Problem to work on:
Only a number is wanted: how many lines in the listing contain the word "React"?

Given data:
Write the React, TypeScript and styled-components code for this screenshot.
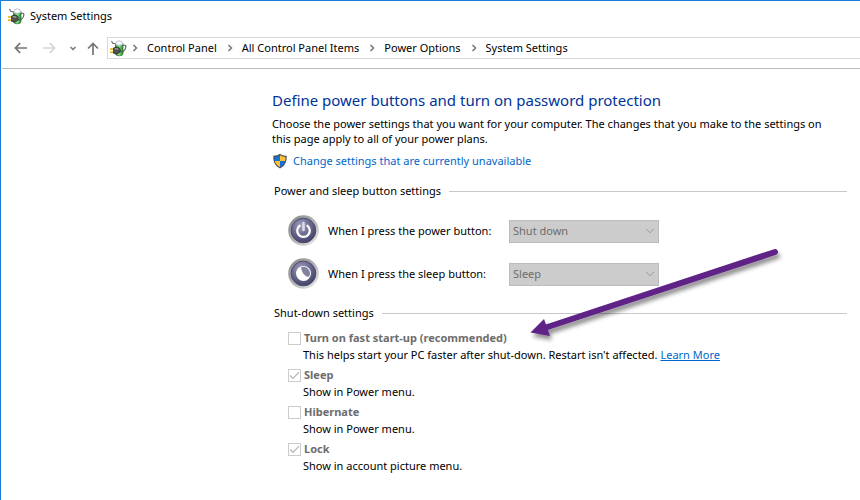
import React, { useId } from "react";
import styled, { createGlobalStyle } from "styled-components";

const GlobalStyle = createGlobalStyle`
  *, *::before, *::after { box-sizing: border-box; }
  body {
    margin: 0;
    background: #fff;
    color: #000;
    font: 11px/16px "Noto Sans", "Open Sans", sans-serif;
  }
  h1, h2, p, ul, ol { margin: 0; padding: 0; font-weight: 400; }
  ul, ol { list-style: none; }
  button, select, input { font: inherit; margin: 0; }
  svg { display: block; flex: none; }
`;

const Window = styled.div`
  position: relative;
  min-height: 100vh;
  border-top: 1px solid #1a7fd4;
  border-left: 1px solid #1a7fd4;
  overflow: hidden;
`;

const TitleBar = styled.header`
  display: flex;
  align-items: center;
  gap: 5px;
  height: 30px;
  padding-left: 7px;
`;

const NavBar = styled.nav`
  display: flex;
  align-items: center;
  margin-left: 1px;
  padding: 6px 0 9px 9px;
  border-bottom: 1px solid #b9b9b9;
`;

const NavButtons = styled.div`
  display: flex;
  gap: 3px;
`;

const NavButton = styled.button<{ $width: number }>`
  display: flex;
  align-items: center;
  justify-content: center;
  width: ${(p) => p.$width}px;
  height: 20px;
  padding: 0;
  border: 0;
  background: none;
`;

const AddressBar = styled.ol`
  display: flex;
  flex: 1;
  align-items: center;
  height: 22px;
  padding-left: 2px;
  border: 1px solid #d9d9d9;
  border-right: 0;
`;

const Crumb = styled.li`
  display: flex;
  align-items: center;
  white-space: nowrap;
`;

const CrumbLink = styled.a`
  color: #000;
  text-decoration: none;
  line-height: 18px;
`;

const CrumbArrow = styled.svg`
  margin: 0 9px 0 10px;
  ${Crumb}:nth-child(2) & { margin: 0 9px 0 5px; }
`;

const Main = styled.main`
  padding: 20px 13px 20px 271px;
`;

const Title = styled.h1`
  color: #003399;
  font-size: 15px;
  line-height: 22px;
`;

const Intro = styled.p`
  margin-top: 5px;
  padding-right: 10px;
  line-height: 15px;
`;

const AdminRow = styled.div`
  display: flex;
  align-items: center;
  gap: 5px;
  margin-top: 7px;
`;

const AdminLink = styled.a`
  color: #0066cc;
  text-decoration: none;
`;

const Section = styled.section`
  margin: 14px 0 0 2px;
`;

const SectionTitle = styled.h2`
  display: flex;
  align-items: center;
  gap: 8px;
  font-size: 11px;
  &::after {
    content: "";
    flex: 1;
    height: 1px;
    background: #c8c8c8;
  }
`;

const ButtonSettings = styled.div`
  display: grid;
  gap: 11px;
  padding: 16px 0 1px 14px;
`;

const ButtonSetting = styled.div`
  display: grid;
  grid-template-columns: 40px 181px 150px;
  align-items: center;
`;

const SelectBox = styled.div`
  display: grid;
  align-items: center;
  & > * { grid-area: 1 / 1; }
  & > svg { justify-self: end; margin-right: 4px; pointer-events: none; }
`;

const Select = styled.select`
  appearance: none;
  height: 23px;
  padding: 0 20px 0 3px;
  border: 1px solid #bcbcbc;
  border-radius: 0;
  background: #cccccc;
  color: #6d6d6d;
  opacity: 1;
`;

const Options = styled.ul`
  display: grid;
  gap: 3px;
  padding: 8px 0 0 14px;
`;

const OptionLabel = styled.label`
  display: flex;
  align-items: center;
  gap: 3px;
  height: 18px;
  color: #6d6d6d;
  font-weight: 700;
`;

const Tick = styled.span`
  display: grid;
  & > * { grid-area: 1 / 1; }
  & > svg { pointer-events: none; }
`;

const TickInput = styled.input`
  appearance: none;
  width: 13px;
  height: 13px;
  border: 1px solid #cccccc;
  background: #fff;
`;

const Description = styled.p`
  padding-left: 15px;
`;

const TextLink = styled.a`
  color: #0066cc;
  text-decoration: underline;
`;

const Annotation = styled.svg`
  position: absolute;
  left: 519px;
  top: 239px;
  pointer-events: none;
`;

function PowerPlanIcon() {
  const id = useId();
  return (
    <svg width="17" height="17" viewBox="0 0 17 17" aria-hidden="true">
      <defs>
        <linearGradient id={id} x1="0" x2="1">
          <stop offset="0" stopColor="#2c8a30" />
          <stop offset="0.45" stopColor="#8af086" />
          <stop offset="1" stopColor="#1d8a28" />
        </linearGradient>
      </defs>
      <path d="M5.500 3.500v10q0 2.300 3.800 2.300T13 13.500v-10z" fill={`url(#${id})`} stroke="#2f6a34" strokeWidth="0.7" />
      <path d="M5.500 4.500Q5.500 .8 9.200.8T13 4.500q-3.700 1.800-7.500 0z" fill="#fafbff" stroke="#a4aabb" strokeWidth="0.7" />
      <path d="M12.500 5.200h2q1.700 0 1.300 2.300T13 11.500l-3 .5" fill="none" stroke="#555" strokeWidth="1.100" />
      <path d="M1.500 1l1.300 2.300L5.500 4" fill="none" stroke="#666" strokeWidth="1.100" />
      <path d="M0 9h4M0 12.300h4" stroke="#e6b000" strokeWidth="1.500" />
      <path d="M3.500 8L6 7q4.300 0 4.300 3.300T6 14l-2.500-.7z" fill="#505050" stroke="#2a2a2a" strokeWidth="0.7" />
      <path d="M4.800 9q2-.8 3.500.4" fill="none" stroke="#b5b5b5" strokeWidth="1.100" />
    </svg>
  );
}

function Shield() {
  return (
    <svg width="16" height="16" viewBox="0 0 16 16" aria-hidden="true">
      <path d="M8 .7Q5.500 2.700 1.300 2.800C1 8.500 2.700 13 8 15.400 13.300 13 15 8.500 14.700 2.800 10.500 2.700 8 .7 8 .7z" fill="#4a5058" />
      <path d="M8 2.200Q5.500 3.900 2.500 4 2.400 6 2.800 8H8z" fill="#1673d1" />
      <path d="M8 2.200Q10.500 3.900 13.500 4q.1 2-.3 4H8z" fill="#ffc03a" />
      <path d="M2.800 8H8v6.100Q3.800 12.200 2.800 8z" fill="#ffc03a" />
      <path d="M13.200 8H8v6.100q4.200-1.900 5.200-6.100z" fill="#1673d1" />
    </svg>
  );
}

function RoundIcon({ kind }: { kind: "power" | "sleep" }) {
  const id = useId();
  return (
    <svg width="32" height="32" viewBox="0 0 32 32" aria-hidden="true">
      <defs>
        <linearGradient id={`${id}r`} x1="0" y1="0" x2="1" y2="1">
          <stop offset="0" stopColor="#828286" />
          <stop offset="0.5" stopColor="#b2b2b6" />
          <stop offset="1" stopColor="#f0f0f2" />
        </linearGradient>
        <radialGradient id={`${id}b`} cx="0.4" cy="0.3" r="0.75">
          <stop offset="0" stopColor="#a0a1bf" />
          <stop offset="0.5" stopColor="#6a6a92" />
          <stop offset="1" stopColor="#3d3d64" />
        </radialGradient>
      </defs>
      <circle cx="15.500" cy="15.500" r="15.300" fill={`url(#${id}r)`} />
      <circle cx="15.500" cy="15.500" r="12.300" fill={`url(#${id}b)`} stroke="#4b4b68" />
      {kind === "power" ? (
        <g fill="none" stroke="#fff" strokeLinecap="round">
          <path d="M11.500 10.800a6.300 6.300 0 1 0 8 0" strokeWidth="2.300" />
          <path d="M15.500 8v7" stroke="#dcdce6" strokeWidth="2.600" />
        </g>
      ) : (
        <>
          <circle cx="15.500" cy="15.500" r="7.500" fill="#fff" />
          <path d="M13 9.200a6.600 6.600 0 0 1 8.300 9q-1.200 1-3 0Q13.800 15.500 13 9.200z" fill="#82829f" />
        </>
      )}
    </svg>
  );
}

function ButtonRow({ kind, label, value }: { kind: "power" | "sleep"; label: string; value: string }) {
  const id = useId();
  return (
    <ButtonSetting>
      <RoundIcon kind={kind} />
      <label htmlFor={id}>{label}</label>
      <SelectBox>
        <Select id={id} disabled defaultValue={value}>
          <option>{value}</option>
        </Select>
        <svg width="10" height="6" viewBox="0 0 10 6" aria-hidden="true">
          <path d="M1 .8l4 4 4-4" fill="none" stroke="#9a9a9a" />
        </svg>
      </SelectBox>
    </ButtonSetting>
  );
}

interface OptionProps {
  name: string;
  checked?: boolean;
  children: React.ReactNode;
}

function Option({ name, checked = false, children }: OptionProps) {
  return (
    <li>
      <OptionLabel>
        <Tick>
          <TickInput type="checkbox" checked={checked} disabled readOnly />
          {checked && (
            <svg width="13" height="13" viewBox="0 0 13 13" aria-hidden="true">
              <path d="M2 6.500l3 3L11 3.200" fill="none" stroke="#b4b4b4" strokeWidth="1.200" />
            </svg>
          )}
        </Tick>
        {name}
      </OptionLabel>
      <Description>{children}</Description>
    </li>
  );
}

const crumbs = ["Control Panel", "All Control Panel Items", "Power Options", "System Settings"];

export default function App() {
  return (
    <Window>
      <GlobalStyle />
      <TitleBar>
        <PowerPlanIcon />
        System Settings
      </TitleBar>
      <NavBar aria-label="Navigation">
        <NavButtons>
          <NavButton $width={18} aria-label="Back">
            <svg width="13" height="12" viewBox="0 0 13 12">
              <path d="M13 6H1.500M6.200 1.200L1.400 6l4.800 4.800" fill="none" stroke="#757575" strokeWidth="1.700" />
            </svg>
          </NavButton>
          <NavButton $width={35} aria-label="Forward" disabled>
            <svg width="13" height="12" viewBox="0 0 13 12">
              <path d="M0 6h11.500M6.800 1.200L11.600 6l-4.800 4.800" fill="none" stroke="#d6d6d6" strokeWidth="1.700" />
            </svg>
          </NavButton>
          <NavButton $width={6} aria-label="Recent locations">
            <svg width="6" height="5" viewBox="0 0 6 5">
              <path d="M.5 1L3 3.500 5.500 1" fill="none" stroke="#757575" strokeWidth="1.500" />
            </svg>
          </NavButton>
          <NavButton $width={28} aria-label="Up">
            <svg width="12" height="13" viewBox="0 0 12 13">
              <path d="M6 13V1.500M1 6.500l5-5 5 5" fill="none" stroke="#757575" strokeWidth="1.700" />
            </svg>
          </NavButton>
        </NavButtons>
        <AddressBar>
          <Crumb>
            <PowerPlanIcon />
          </Crumb>
          {crumbs.map((crumb) => (
            <Crumb key={crumb}>
              <CrumbArrow width="6" height="8" viewBox="0 0 6 8" aria-hidden="true">
                <path d="M1.500 1l3 3-3 3" fill="none" stroke="#777" strokeWidth="1.500" />
              </CrumbArrow>
              <CrumbLink href="#">{crumb}</CrumbLink>
            </Crumb>
          ))}
        </AddressBar>
      </NavBar>
      <Main>
        <Title>Define power buttons and turn on password protection</Title>
        <Intro>
          Choose the power settings that you want for your computer. The changes that you make to the settings on this
          page apply to all of your power plans.
        </Intro>
        <AdminRow>
          <Shield />
          <AdminLink href="#">Change settings that are currently unavailable</AdminLink>
        </AdminRow>
        <Section>
          <SectionTitle>Power and sleep button settings</SectionTitle>
          <ButtonSettings>
            <ButtonRow kind="power" label="When I press the power button:" value="Shut down" />
            <ButtonRow kind="sleep" label="When I press the sleep button:" value="Sleep" />
          </ButtonSettings>
        </Section>
        <Section>
          <SectionTitle>Shut-down settings</SectionTitle>
          <Options>
            <Option name="Turn on fast start-up (recommended)">
              This helps start your PC faster after shut-down. Restart isn't affected.{" "}
              <TextLink href="#">Learn More</TextLink>
            </Option>
            <Option name="Sleep" checked>
              Show in Power menu.
            </Option>
            <Option name="Hibernate">Show in Power menu.</Option>
            <Option name="Lock" checked>
              Show in account picture menu.
            </Option>
          </Options>
        </Section>
      </Main>
      <Annotation width="270" height="110" viewBox="0 0 270 110" aria-hidden="true">
        <defs>
          <filter id="arrow-shadow" x="-10%" y="-10%" width="120%" height="130%">
            <feDropShadow dx="2" dy="4" stdDeviation="2" floodColor="#000" floodOpacity="0.45" />
          </filter>
        </defs>
        <g filter="url(#arrow-shadow)">
          <path d="M255 12L26 87.500" stroke="#5f2187" strokeWidth="6" strokeLinecap="round" />
          <path d="M10.500 92.500L24 79l6 17z" fill="#5f2187" />
        </g>
      </Annotation>
    </Window>
  );
}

Result:
3